>> begin Data extract

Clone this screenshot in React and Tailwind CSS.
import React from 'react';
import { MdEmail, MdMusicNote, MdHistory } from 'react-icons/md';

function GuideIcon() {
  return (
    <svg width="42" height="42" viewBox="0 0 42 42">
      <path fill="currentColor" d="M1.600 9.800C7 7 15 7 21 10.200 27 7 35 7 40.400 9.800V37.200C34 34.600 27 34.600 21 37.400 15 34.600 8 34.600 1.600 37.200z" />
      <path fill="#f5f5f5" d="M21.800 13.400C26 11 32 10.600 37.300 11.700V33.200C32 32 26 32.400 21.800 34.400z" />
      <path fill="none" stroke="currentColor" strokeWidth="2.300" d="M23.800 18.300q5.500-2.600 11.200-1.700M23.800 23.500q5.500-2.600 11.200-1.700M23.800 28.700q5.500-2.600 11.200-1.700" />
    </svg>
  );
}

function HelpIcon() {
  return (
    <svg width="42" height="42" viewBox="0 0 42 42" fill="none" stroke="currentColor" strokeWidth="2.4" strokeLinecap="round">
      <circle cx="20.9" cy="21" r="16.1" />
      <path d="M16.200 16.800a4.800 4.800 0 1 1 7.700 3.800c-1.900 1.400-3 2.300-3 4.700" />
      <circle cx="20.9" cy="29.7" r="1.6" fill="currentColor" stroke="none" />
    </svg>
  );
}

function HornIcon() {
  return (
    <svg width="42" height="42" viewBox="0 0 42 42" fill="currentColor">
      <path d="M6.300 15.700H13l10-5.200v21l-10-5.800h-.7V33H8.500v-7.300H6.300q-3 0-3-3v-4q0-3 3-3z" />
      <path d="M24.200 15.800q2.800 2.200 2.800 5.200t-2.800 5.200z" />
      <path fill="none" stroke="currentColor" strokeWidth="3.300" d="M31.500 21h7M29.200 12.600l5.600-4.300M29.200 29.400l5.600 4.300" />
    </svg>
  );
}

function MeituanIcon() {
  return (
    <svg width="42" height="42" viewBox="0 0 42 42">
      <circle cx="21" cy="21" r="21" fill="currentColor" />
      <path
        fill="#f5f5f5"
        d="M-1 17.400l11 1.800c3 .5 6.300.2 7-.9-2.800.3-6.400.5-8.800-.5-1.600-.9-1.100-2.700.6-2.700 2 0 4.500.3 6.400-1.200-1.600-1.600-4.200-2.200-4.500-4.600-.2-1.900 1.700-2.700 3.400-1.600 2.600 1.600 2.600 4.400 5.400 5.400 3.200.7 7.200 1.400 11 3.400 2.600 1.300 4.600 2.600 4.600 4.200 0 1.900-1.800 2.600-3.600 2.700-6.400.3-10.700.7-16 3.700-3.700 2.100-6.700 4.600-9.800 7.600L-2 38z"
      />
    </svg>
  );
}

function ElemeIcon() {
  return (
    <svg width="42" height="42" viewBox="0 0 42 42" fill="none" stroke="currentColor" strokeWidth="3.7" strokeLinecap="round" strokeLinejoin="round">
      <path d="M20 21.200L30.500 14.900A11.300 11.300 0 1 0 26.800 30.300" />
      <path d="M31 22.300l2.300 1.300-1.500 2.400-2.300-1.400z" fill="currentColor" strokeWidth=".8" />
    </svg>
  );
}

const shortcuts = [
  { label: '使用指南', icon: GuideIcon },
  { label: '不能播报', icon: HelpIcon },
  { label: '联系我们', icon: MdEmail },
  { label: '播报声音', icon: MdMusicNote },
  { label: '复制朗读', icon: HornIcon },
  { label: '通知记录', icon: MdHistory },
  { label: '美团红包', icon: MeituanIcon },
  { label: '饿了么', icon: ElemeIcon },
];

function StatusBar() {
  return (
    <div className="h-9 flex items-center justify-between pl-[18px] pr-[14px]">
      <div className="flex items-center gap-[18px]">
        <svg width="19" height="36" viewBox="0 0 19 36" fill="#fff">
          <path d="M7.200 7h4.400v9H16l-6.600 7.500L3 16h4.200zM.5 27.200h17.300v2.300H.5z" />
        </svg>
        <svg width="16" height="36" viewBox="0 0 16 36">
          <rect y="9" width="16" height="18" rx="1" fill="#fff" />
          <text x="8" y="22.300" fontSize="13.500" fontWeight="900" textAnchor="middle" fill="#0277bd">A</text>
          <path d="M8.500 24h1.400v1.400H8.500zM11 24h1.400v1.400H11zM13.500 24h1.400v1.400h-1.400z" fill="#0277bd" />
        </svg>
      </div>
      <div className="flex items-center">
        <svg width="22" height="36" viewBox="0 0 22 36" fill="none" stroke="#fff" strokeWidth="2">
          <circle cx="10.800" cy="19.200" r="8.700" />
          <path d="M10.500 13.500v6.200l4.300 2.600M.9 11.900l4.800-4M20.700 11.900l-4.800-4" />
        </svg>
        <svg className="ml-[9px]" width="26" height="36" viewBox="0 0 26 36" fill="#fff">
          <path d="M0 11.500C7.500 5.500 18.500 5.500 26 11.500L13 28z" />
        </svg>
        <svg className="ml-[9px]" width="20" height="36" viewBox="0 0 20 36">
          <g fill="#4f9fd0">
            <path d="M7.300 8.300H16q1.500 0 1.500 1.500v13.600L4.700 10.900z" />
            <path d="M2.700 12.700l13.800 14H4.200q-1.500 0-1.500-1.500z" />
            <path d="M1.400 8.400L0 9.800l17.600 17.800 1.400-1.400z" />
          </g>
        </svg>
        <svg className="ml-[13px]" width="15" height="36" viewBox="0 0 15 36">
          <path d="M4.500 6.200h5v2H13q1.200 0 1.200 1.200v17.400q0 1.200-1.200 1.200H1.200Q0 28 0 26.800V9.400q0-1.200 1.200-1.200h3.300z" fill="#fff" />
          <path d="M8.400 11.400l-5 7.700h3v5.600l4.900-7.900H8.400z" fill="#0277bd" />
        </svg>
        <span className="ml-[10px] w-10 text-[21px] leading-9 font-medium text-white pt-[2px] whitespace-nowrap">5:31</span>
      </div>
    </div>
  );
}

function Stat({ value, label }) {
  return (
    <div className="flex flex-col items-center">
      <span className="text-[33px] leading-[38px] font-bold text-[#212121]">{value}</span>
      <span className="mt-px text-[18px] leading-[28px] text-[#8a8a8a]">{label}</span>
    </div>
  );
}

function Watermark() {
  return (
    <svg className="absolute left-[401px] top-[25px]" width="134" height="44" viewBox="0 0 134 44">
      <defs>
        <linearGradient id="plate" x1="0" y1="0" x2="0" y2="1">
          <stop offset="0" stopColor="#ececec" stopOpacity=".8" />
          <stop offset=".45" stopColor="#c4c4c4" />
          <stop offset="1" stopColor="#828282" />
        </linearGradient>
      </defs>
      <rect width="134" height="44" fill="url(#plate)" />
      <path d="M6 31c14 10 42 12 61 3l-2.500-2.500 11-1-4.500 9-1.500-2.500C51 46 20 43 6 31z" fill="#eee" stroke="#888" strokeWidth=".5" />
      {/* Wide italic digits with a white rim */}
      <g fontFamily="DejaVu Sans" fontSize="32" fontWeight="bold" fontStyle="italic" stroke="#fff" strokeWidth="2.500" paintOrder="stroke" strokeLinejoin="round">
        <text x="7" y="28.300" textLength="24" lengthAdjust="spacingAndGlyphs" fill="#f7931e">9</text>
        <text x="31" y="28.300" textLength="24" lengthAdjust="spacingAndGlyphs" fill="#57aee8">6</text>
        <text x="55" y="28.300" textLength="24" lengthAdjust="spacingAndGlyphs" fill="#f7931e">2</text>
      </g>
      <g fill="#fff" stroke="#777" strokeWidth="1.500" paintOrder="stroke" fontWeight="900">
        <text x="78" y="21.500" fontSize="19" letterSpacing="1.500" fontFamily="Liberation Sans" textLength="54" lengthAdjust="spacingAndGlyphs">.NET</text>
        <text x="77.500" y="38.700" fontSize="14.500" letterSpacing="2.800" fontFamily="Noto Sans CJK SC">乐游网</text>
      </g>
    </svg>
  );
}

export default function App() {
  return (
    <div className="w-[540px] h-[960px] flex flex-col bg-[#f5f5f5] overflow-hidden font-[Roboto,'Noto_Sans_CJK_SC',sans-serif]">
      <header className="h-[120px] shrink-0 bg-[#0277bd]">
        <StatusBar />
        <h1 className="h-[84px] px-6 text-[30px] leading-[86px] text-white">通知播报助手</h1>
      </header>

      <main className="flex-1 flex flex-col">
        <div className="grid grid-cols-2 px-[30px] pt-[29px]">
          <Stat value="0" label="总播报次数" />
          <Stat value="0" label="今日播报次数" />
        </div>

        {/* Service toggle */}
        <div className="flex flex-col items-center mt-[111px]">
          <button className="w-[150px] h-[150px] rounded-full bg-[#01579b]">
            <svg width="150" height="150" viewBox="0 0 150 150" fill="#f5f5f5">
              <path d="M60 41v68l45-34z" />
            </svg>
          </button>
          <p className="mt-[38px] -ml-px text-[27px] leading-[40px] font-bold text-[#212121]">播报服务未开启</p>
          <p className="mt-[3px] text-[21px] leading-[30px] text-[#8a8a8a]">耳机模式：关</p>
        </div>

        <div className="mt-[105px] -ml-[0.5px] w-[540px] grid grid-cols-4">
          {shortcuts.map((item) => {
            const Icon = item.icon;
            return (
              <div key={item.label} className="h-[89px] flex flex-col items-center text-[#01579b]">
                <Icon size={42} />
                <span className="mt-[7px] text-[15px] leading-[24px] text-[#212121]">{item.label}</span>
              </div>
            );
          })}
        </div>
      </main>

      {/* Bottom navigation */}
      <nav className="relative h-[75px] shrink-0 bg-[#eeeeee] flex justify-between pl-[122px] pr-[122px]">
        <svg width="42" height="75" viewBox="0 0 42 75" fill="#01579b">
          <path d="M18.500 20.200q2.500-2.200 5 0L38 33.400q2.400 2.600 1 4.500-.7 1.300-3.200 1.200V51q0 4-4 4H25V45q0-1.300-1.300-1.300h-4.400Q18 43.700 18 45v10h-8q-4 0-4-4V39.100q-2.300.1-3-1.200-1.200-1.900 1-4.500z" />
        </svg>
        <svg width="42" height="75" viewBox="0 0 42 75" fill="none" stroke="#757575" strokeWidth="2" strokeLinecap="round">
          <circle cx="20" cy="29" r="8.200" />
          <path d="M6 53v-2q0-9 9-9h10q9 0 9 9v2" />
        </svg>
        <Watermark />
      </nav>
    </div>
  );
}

>> end Data extract

Work required: Only the lines from the top of the data through the line that contains "MdEmail, MdMusicNote, MdHistory" should be quoted, exactly as they stand.

Right answer:
Clone this screenshot in React and Tailwind CSS.
import React from 'react';
import { MdEmail, MdMusicNote, MdHistory } from 'react-icons/md';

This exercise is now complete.